In 2011, Syria’s oil industry produced 385,000 barrels of crude oil per day, with most of it being pumped by fields in Deir ez-Zor and al-Hasakah governorates. Pipelines carried the crude west to refineries on the Mediterranean coast. However, since 2018, the Kurdish-dominated Syrian Democratic Forces (SDF), backed by a garrison of US troops, have controlled the area east of the Euphrates, and American trucks have ushered the petroleum out of the country via Iraq.
In 2022, the government’s 2022 budget was for just $5.3 billion - a 22% reduction from its 2021 budget of $6.8 billion, and 40% lower than it was in 2020. Of that, $2.2 billion was for a social support program that includes subsidies on commodities like fuel, wheat, flour, sugar and rice. That’s down from $2.8 billion for that program in 2021.
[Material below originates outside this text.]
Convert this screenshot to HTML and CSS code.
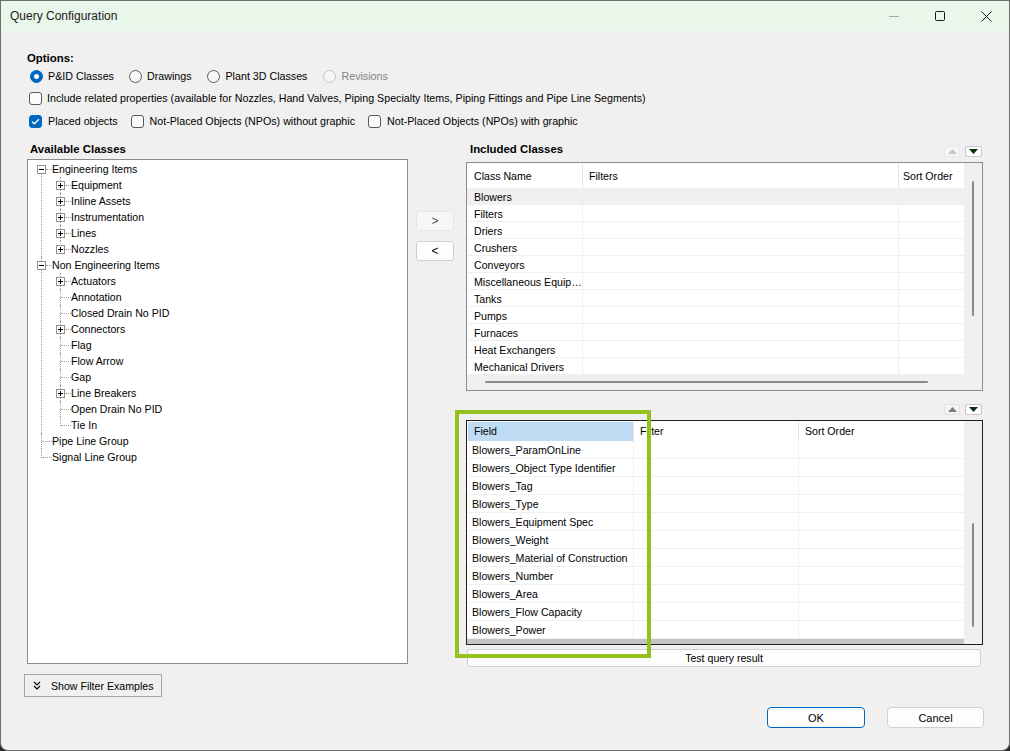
FILE: index.html
```html
<!DOCTYPE html>
<html>
<head>
<meta charset="utf-8">
<title>Query Configuration</title>
<link rel="stylesheet" href="styles.css">
</head>
<body>
<div class="window">
  <div class="titlebar">
    <span class="title">Query Configuration</span>
    <div class="caps">
      <span class="cap"><svg width="10" height="10" viewBox="0 0 10 10"><line x1="0" y1="5.5" x2="10" y2="5.5" stroke="#a8a8a8" stroke-width="1"/></svg></span>
      <span class="cap"><svg width="10" height="10" viewBox="0 0 10 10"><rect x="0.5" y="0.5" width="9" height="9" rx="1" fill="none" stroke="#1b1b1b" stroke-width="1"/></svg></span>
      <span class="cap"><svg width="11" height="11" viewBox="0 0 11 11"><path d="M0.5 0.5L10.5 10.5M10.5 0.5L0.5 10.5" stroke="#1b1b1b" stroke-width="1" fill="none"/></svg></span>
    </div>
  </div>

  <div class="content">
    <div class="opt-label">Options:</div>
    <div class="opt-row radios">
      <label class="item"><span class="rb on"></span>P&amp;ID Classes</label>
      <label class="item"><span class="rb"></span>Drawings</label>
      <label class="item"><span class="rb"></span>Plant 3D Classes</label>
      <label class="item dis"><span class="rb"></span>Revisions</label>
    </div>
    <div class="opt-row cbrow1">
      <label class="item"><span class="cb"></span>Include related properties (available for Nozzles, Hand Valves, Piping Specialty Items, Piping Fittings and Pipe Line Segments)</label>
    </div>
    <div class="opt-row cbrow2">
      <label class="item"><span class="cb on"><svg width="9" height="7" viewBox="0 0 9 7"><path d="M1 3.6L3.3 5.8L8 1.2" fill="none" stroke="#fff" stroke-width="1.3"/></svg></span>Placed objects</label>
      <label class="item"><span class="cb"></span>Not-Placed Objects (NPOs) without graphic</label>
      <label class="item"><span class="cb"></span>Not-Placed Objects (NPOs) with graphic</label>
    </div>

    <div class="main">
      <div class="left">
        <div class="pane-title">Available Classes</div>
        <div class="tree">
          <ul class="troot">
            <li class="first">
              <div class="node l0"><span class="exp"></span><span class="hl"></span><span class="tx">Engineering Items</span></div>
              <ul class="sub">
                <li><div class="node l1"><span class="exp plus"></span><span class="hl"></span><span class="tx">Equipment</span></div></li>
                <li><div class="node l1"><span class="exp plus"></span><span class="hl"></span><span class="tx">Inline Assets</span></div></li>
                <li><div class="node l1"><span class="exp plus"></span><span class="hl"></span><span class="tx">Instrumentation</span></div></li>
                <li><div class="node l1"><span class="exp plus"></span><span class="hl"></span><span class="tx">Lines</span></div></li>
                <li class="last"><div class="node l1"><span class="exp plus"></span><span class="hl"></span><span class="tx">Nozzles</span></div></li>
              </ul>
            </li>
            <li>
              <div class="node l0"><span class="exp"></span><span class="hl"></span><span class="tx">Non Engineering Items</span></div>
              <ul class="sub">
                <li><div class="node l1"><span class="exp plus"></span><span class="hl"></span><span class="tx">Actuators</span></div></li>
                <li><div class="node l1 leaf"><span class="hl"></span><span class="tx">Annotation</span></div></li>
                <li><div class="node l1 leaf"><span class="hl"></span><span class="tx">Closed Drain No PID</span></div></li>
                <li><div class="node l1"><span class="exp plus"></span><span class="hl"></span><span class="tx">Connectors</span></div></li>
                <li><div class="node l1 leaf"><span class="hl"></span><span class="tx">Flag</span></div></li>
                <li><div class="node l1 leaf"><span class="hl"></span><span class="tx">Flow Arrow</span></div></li>
                <li><div class="node l1 leaf"><span class="hl"></span><span class="tx">Gap</span></div></li>
                <li><div class="node l1"><span class="exp plus"></span><span class="hl"></span><span class="tx">Line Breakers</span></div></li>
                <li><div class="node l1 leaf"><span class="hl"></span><span class="tx">Open Drain No PID</span></div></li>
                <li class="last"><div class="node l1 leaf"><span class="hl"></span><span class="tx">Tie In</span></div></li>
              </ul>
            </li>
            <li><div class="node l0 leaf"><span class="hl"></span><span class="tx">Pipe Line Group</span></div></li>
            <li class="last"><div class="node l0 leaf"><span class="hl"></span><span class="tx">Signal Line Group</span></div></li>
          </ul>
        </div>
      </div>

      <div class="mid">
        <button class="mv dis">&gt;</button>
        <button class="mv">&lt;</button>
      </div>

      <div class="right">
        <div class="rhead">
          <span class="pane-title">Included Classes</span>
          <div class="arrows">
            <span class="ab dis"><svg width="9" height="5" viewBox="0 0 9 5"><path d="M0 5L4.5 0L9 5Z" fill="#c6c6c6"/></svg></span>
            <span class="ab dn"><svg width="9" height="5" viewBox="0 0 9 5"><path d="M0 0L4.5 5L9 0Z" fill="#0d2a0d"/></svg></span>
          </div>
        </div>

        <div class="grid g1">
          <div class="gmain">
            <div class="cols">
              <div class="r hdr"><span>Class Name</span><span>Filters</span><span>Sort Order</span></div>
              <div class="r sel"><span>Blowers</span><span></span><span></span></div>
              <div class="r"><span>Filters</span><span></span><span></span></div>
              <div class="r"><span>Driers</span><span></span><span></span></div>
              <div class="r"><span>Crushers</span><span></span><span></span></div>
              <div class="r"><span>Conveyors</span><span></span><span></span></div>
              <div class="r"><span>Miscellaneous Equip…</span><span></span><span></span></div>
              <div class="r"><span>Tanks</span><span></span><span></span></div>
              <div class="r"><span>Pumps</span><span></span><span></span></div>
              <div class="r"><span>Furnaces</span><span></span><span></span></div>
              <div class="r"><span>Heat Exchangers</span><span></span><span></span></div>
              <div class="r"><span>Mechanical Drivers</span><span></span><span></span></div>
            </div>
            <div class="vscroll"><div class="vthumb"></div></div>
          </div>
          <div class="hscroll"><div class="hthumb"></div></div>
        </div>

        <div class="rhead2">
          <div class="arrows">
            <span class="ab up2"><svg width="9" height="5" viewBox="0 0 9 5"><path d="M0 5L4.5 0L9 5Z" fill="#7c7c7c"/></svg></span>
            <span class="ab dn"><svg width="9" height="5" viewBox="0 0 9 5"><path d="M0 0L4.5 5L9 0Z" fill="#0d2a0d"/></svg></span>
          </div>
        </div>

        <div class="g2wrap">
          <div class="grid g2">
            <div class="gmain">
              <div class="cols">
                <div class="r hdr"><span class="hot">Field</span><span>Filter</span><span>Sort Order</span></div>
                <div class="r"><span>Blowers_ParamOnLine</span><span></span><span></span></div>
                <div class="r"><span>Blowers_Object Type Identifier</span><span></span><span></span></div>
                <div class="r"><span>Blowers_Tag</span><span></span><span></span></div>
                <div class="r"><span>Blowers_Type</span><span></span><span></span></div>
                <div class="r"><span>Blowers_Equipment Spec</span><span></span><span></span></div>
                <div class="r"><span>Blowers_Weight</span><span></span><span></span></div>
                <div class="r"><span>Blowers_Material of Construction</span><span></span><span></span></div>
                <div class="r"><span>Blowers_Number</span><span></span><span></span></div>
                <div class="r"><span>Blowers_Area</span><span></span><span></span></div>
                <div class="r"><span>Blowers_Flow Capacity</span><span></span><span></span></div>
                <div class="r"><span>Blowers_Power</span><span></span><span></span></div>
              </div>
              <div class="vscroll"><div class="vthumb"></div></div>
            </div>
            <div class="hscroll"><div class="hbar"></div></div>
          </div>
          <div class="highlight"></div>
        </div>

        <button class="test">Test query result</button>
      </div>
    </div>

    <button class="showf"><svg width="8" height="9" viewBox="0 0 8 9"><path d="M1 1L4 4L7 1M1 5L4 8L7 5" fill="none" stroke="#000" stroke-width="1.2"/></svg><span>Show Filter Examples</span></button>

    <div class="dlg">
      <button class="btn ok">OK</button>
      <button class="btn">Cancel</button>
    </div>
  </div>
</div>
</body>
</html>
```
FILE: styles.css
```css
* { box-sizing: border-box; }
html, body { margin: 0; padding: 0; background: #2a2a2a; }
body {
  font-family: "Liberation Sans", Arial, sans-serif;
  font-size: 10.6px;
  color: #000;
}
button { font-family: inherit; font-size: inherit; color: inherit; padding: 0; margin: 0; cursor: default; }

.window {
  width: 1010px;
  height: 751px;
  background: #f0f0f0;
  border: 1px solid #6e6e6e;
  border-radius: 0 0 8px 8px;
  overflow: hidden;
  display: flex;
  flex-direction: column;
}

/* title bar */
.titlebar {
  flex: none;
  height: 30px;
  background: #e9f6ea;
  display: flex;
  align-items: center;
  padding-left: 9px;
}
.title { font-size: 12px; color: #1b1b1b; }
.caps { margin-left: auto; display: flex; height: 100%; }
.cap { width: 46px; display: flex; align-items: center; justify-content: center; }

/* content */
.content { padding: 18px 25px 0 26px; }

.opt-label { height: 18px; line-height: 18px; font-weight: bold; font-size: 11.4px; }
.opt-row { height: 18px; display: flex; align-items: center; white-space: nowrap; font-size: 10.7px; }
.radios { padding-left: 3px; gap: 16px; }
.cbrow1 { margin-top: 4px; padding-left: 2px; }
.cbrow2 { margin-top: 5px; padding-left: 2px; gap: 13px; }
.item { display: flex; align-items: center; gap: 5px; }
.cbrow2 .item { gap: 6px; }
.radios .item:nth-child(2) { margin-left: -1px; }
.item.dis { color: #838383; }

.rb {
  width: 13px; height: 13px; border-radius: 50%;
  border: 1px solid #5a5a5a; background: #f7f7f7;
  display: flex; align-items: center; justify-content: center;
}
.rb.on { background: #0067c0; border-color: #0067c0; }
.rb.on::after { content: ""; width: 5px; height: 5px; border-radius: 50%; background: #fff; }
.dis .rb { border-color: #c4c4c4; background: #f5f5f5; }

.cb {
  width: 13px; height: 13px; border-radius: 3px;
  border: 1px solid #5a5a5a; background: #fbfbfb;
  display: flex; align-items: center; justify-content: center;
}
.cb.on { background: #0067c0; border-color: #0067c0; }

/* main area */
.main { margin-top: 9px; display: flex; height: 528px; }
.left { width: 381px; display: flex; flex-direction: column; }
.pane-title { height: 20px; line-height: 20px; font-weight: bold; font-size: 11.4px; padding-left: 3px; }

.tree {
  height: 505px;
  border: 1px solid #8c8c8c;
  background: #fff;
  padding-top: 1px;
  overflow: hidden;
}
.tree ul { list-style: none; margin: 0; padding: 0; }
.tree li { position: relative; }
.tree li::before {
  content: "";
  position: absolute;
  top: 0; bottom: 0;
  border-left: 1px dotted #a0a0a0;
}
.troot > li::before { left: 13px; }
.troot > li.first::before { top: 8px; }
.sub > li::before { left: 32px; }
.tree li.last::before { bottom: auto; height: 9px; }

.node { height: 16px; display: flex; align-items: flex-start; white-space: nowrap; }
.node.l0 { padding-left: 9px; }
.node.l0.leaf { padding-left: 14px; }
.node.l1 { padding-left: 28px; }
.node.l1.leaf { padding-left: 33px; }
.exp {
  position: relative; z-index: 1;
  flex: none;
  width: 9px; height: 9px; margin-top: 4px;
  border: 1px solid #919191; background: #fff;
}
.exp::before {
  content: ""; position: absolute; left: 1px; top: 3px; width: 5px; height: 1px; background: #000;
}
.exp.plus::after {
  content: ""; position: absolute; left: 3px; top: 1px; width: 1px; height: 5px; background: #000;
}
.hl { flex: none; width: 6px; margin-top: 8px; border-top: 1px dotted #a0a0a0; }
.leaf .hl { width: 10px; }
.tx { line-height: 17px; }

.mid { width: 58px; padding: 72px 0 0 8px; display: flex; flex-direction: column; gap: 10px; }
.mv {
  width: 38px; height: 20px; border-radius: 3px;
  border: 1px solid #d0d0d0; background: #fdfdfd;
  font-size: 12px; line-height: 18px;
}
.mv.dis { border-color: #e6e6e6; background: #f6f6f6; color: #555; }

.right { width: 517px; display: flex; flex-direction: column; }
.rhead { height: 23px; display: flex; justify-content: space-between; align-items: flex-start; }
.rhead .pane-title { padding-left: 4px; }
.rhead .arrows { margin-top: 7px; }
.rhead2 { height: 29px; display: flex; justify-content: flex-end; align-items: flex-start; }
.rhead2 .arrows { margin-top: 13px; }
.arrows { display: flex; gap: 5px; margin-right: 1px; }
.ab {
  width: 16px; height: 11px; border-radius: 2px;
  display: flex; align-items: center; justify-content: center;
  border: 1px solid #e8e8e8; background: #f6f6f6;
}
.ab.dn { width: 17px; background: #fff; border-color: #c8c8c8; }
.ab.up2 { border-color: #e2e2e2; background: #f4f4f4; }

/* grids */
.grid { background: #f0f0f0; display: flex; flex-direction: column; }
.g1 { height: 229px; border: 1px solid #8c8c8c; }
.gmain { display: flex; }
.cols { width: 497px; background: #fff; }
.r { display: grid; }
.r > span { overflow: hidden; white-space: nowrap; border-right: 1px solid #f0f0f0; border-bottom: 1px solid #f0f0f0; }
.r > span:last-child { border-right: none; }

.g1 .r { grid-template-columns: 116px 316px 65px; height: 17px; }
.g1 .r > span { line-height: 18px; padding-left: 7px; }
.g1 .r > span:nth-child(2) { padding-left: 6px; }
.g1 .r > span:nth-child(3) { padding-left: 4px; }
.g1 .r.hdr { height: 25px; }
.g1 .r.hdr > span { line-height: 27px; border-bottom: none; border-right-color: #e5e5e5; }
.g1 .r.sel { background: #f0f0f0; }
.g1 .vscroll { width: 18px; height: 212px; padding: 18px 0 0 8px; }
.vthumb { width: 2px; background: #8a8a8a; border-radius: 1px; }
.g1 .vthumb { height: 135px; }
.g1 .hscroll { height: 15px; padding: 6px 0 0 18px; }
.hthumb { width: 443px; height: 2px; background: #8a8a8a; border-radius: 1px; }

.g2wrap { position: relative; }
.g2 { height: 225px; border: 1px solid #1e1e1e; }
.g2 .r { grid-template-columns: 167px 165px 165px; height: 18px; }
.g2 .r > span { line-height: 19px; padding-left: 5px; }
.g2 .r > span:nth-child(n+2) { padding-left: 6px; }
.g2 .r.hdr { height: 20px; padding-top: 1px; }
.g2 .r.hdr > span { line-height: 18px; border-bottom: none; border-right-color: #e5e5e5; }
.g2 .r.hdr > span.hot { background: #bfdcf4; margin-left: 1px; padding-left: 6px; }
.g2 .vscroll { width: 18px; height: 218px; padding: 102px 0 0 8px; }
.g2 .vthumb { height: 104px; }
.g2 .hscroll { height: 5px; }
.hbar { width: 497px; height: 5px; background: #c4c4c4; }

.highlight {
  position: absolute;
  left: -11px; top: -10px;
  width: 196px; height: 248px;
  border: 4px solid #95c11f;
  pointer-events: none;
}

.test {
  margin-top: 4px; margin-left: 1px;
  width: 514px; height: 18px;
  border: 1px solid #d0d0d0; border-radius: 3px;
  background: #fdfdfd;
  line-height: 16px;
}

.showf {
  margin-top: 7px; margin-left: -3px;
  width: 138px; height: 23px;
  border: 1px solid #a7a7a7; background: #f0f0f0;
  display: flex; align-items: center;
  padding-left: 8px;
}
.showf svg { flex: none; }
.showf span { margin-left: 10px; }

.dlg { margin-top: 10px; display: flex; justify-content: flex-end; gap: 22px; }
.btn {
  width: 97px; height: 21px;
  border: 1px solid #d0d0d0; border-radius: 4px;
  background: #fdfdfd;
  font-size: 11px;
}
.btn.ok { width: 98px; border-color: #0067c0; }
```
On Wednesday, the Syrian Ministry of Internal Trade announced the price of diesel and petrol sold through one of its subsidiaries, BS Oil Services, would increase by nearly 100%, while fuel sold by another subsidiary, SADCOP, would remain the same. One Damascus resident told Qatari-funded outlet Middle East Monitor that he fears the government will soon begin privatizing the fuel sector, as it has electricity.